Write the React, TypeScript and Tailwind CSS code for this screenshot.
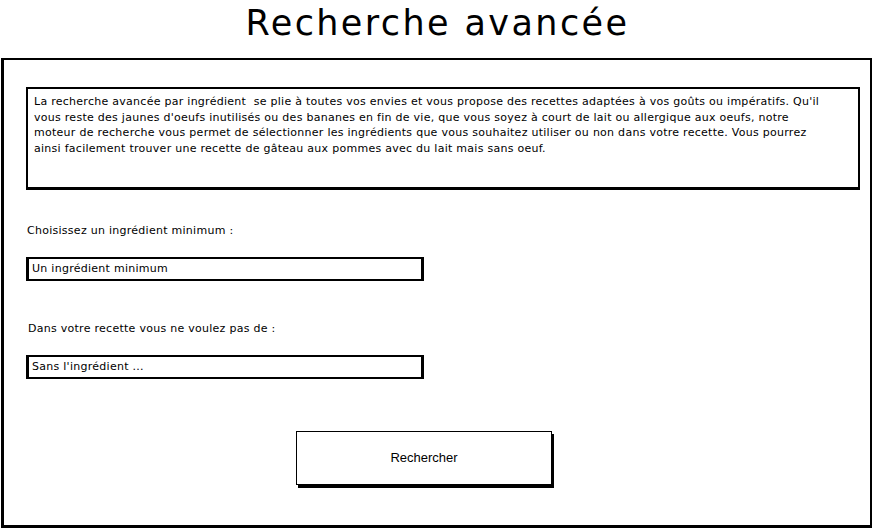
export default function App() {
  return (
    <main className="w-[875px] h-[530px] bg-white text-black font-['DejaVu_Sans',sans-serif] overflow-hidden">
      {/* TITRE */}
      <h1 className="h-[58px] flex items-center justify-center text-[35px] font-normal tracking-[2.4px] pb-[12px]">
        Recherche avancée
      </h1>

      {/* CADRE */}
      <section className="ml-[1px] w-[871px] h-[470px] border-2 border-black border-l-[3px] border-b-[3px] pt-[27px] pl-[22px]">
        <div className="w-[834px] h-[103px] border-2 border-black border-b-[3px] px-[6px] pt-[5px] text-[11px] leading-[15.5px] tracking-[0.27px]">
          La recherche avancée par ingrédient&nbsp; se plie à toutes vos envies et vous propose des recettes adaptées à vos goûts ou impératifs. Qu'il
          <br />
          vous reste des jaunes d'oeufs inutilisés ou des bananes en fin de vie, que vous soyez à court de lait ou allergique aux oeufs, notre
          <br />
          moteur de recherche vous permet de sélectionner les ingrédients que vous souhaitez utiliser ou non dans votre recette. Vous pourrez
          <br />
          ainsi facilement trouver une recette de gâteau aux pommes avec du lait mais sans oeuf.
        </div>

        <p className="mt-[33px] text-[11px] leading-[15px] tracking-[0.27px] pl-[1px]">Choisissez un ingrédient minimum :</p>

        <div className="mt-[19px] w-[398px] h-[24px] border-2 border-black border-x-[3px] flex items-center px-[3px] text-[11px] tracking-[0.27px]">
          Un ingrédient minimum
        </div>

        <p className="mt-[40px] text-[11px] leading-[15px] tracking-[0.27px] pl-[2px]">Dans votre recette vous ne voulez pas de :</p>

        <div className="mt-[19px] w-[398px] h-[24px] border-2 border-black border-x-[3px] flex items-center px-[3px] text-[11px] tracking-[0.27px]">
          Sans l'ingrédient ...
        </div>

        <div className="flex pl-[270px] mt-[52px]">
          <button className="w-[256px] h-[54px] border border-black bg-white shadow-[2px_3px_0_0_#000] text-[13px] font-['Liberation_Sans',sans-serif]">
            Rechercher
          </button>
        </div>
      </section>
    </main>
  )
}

::::

* _Given task_
Make an exact copy of the whole listing, but don't bring over any pictures.

* _Written answer_
Write the React, TypeScript and Tailwind CSS code for this screenshot.
export default function App() {
  return (
    <main className="w-[875px] h-[530px] bg-white text-black font-['DejaVu_Sans',sans-serif] overflow-hidden">
      {/* TITRE */}
      <h1 className="h-[58px] flex items-center justify-center text-[35px] font-normal tracking-[2.4px] pb-[12px]">
        Recherche avancée
      </h1>

      {/* CADRE */}
      <section className="ml-[1px] w-[871px] h-[470px] border-2 border-black border-l-[3px] border-b-[3px] pt-[27px] pl-[22px]">
        <div className="w-[834px] h-[103px] border-2 border-black border-b-[3px] px-[6px] pt-[5px] text-[11px] leading-[15.5px] tracking-[0.27px]">
          La recherche avancée par ingrédient&nbsp; se plie à toutes vos envies et vous propose des recettes adaptées à vos goûts ou impératifs. Qu'il
          <br />
          vous reste des jaunes d'oeufs inutilisés ou des bananes en fin de vie, que vous soyez à court de lait ou allergique aux oeufs, notre
          <br />
          moteur de recherche vous permet de sélectionner les ingrédients que vous souhaitez utiliser ou non dans votre recette. Vous pourrez
          <br />
          ainsi facilement trouver une recette de gâteau aux pommes avec du lait mais sans oeuf.
        </div>

        <p className="mt-[33px] text-[11px] leading-[15px] tracking-[0.27px] pl-[1px]">Choisissez un ingrédient minimum :</p>

        <div className="mt-[19px] w-[398px] h-[24px] border-2 border-black border-x-[3px] flex items-center px-[3px] text-[11px] tracking-[0.27px]">
          Un ingrédient minimum
        </div>

        <p className="mt-[40px] text-[11px] leading-[15px] tracking-[0.27px] pl-[2px]">Dans votre recette vous ne voulez pas de :</p>

        <div className="mt-[19px] w-[398px] h-[24px] border-2 border-black border-x-[3px] flex items-center px-[3px] text-[11px] tracking-[0.27px]">
          Sans l'ingrédient ...
        </div>

        <div className="flex pl-[270px] mt-[52px]">
          <button className="w-[256px] h-[54px] border border-black bg-white shadow-[2px_3px_0_0_#000] text-[13px] font-['Liberation_Sans',sans-serif]">
            Rechercher
          </button>
        </div>
      </section>
    </main>
  )
}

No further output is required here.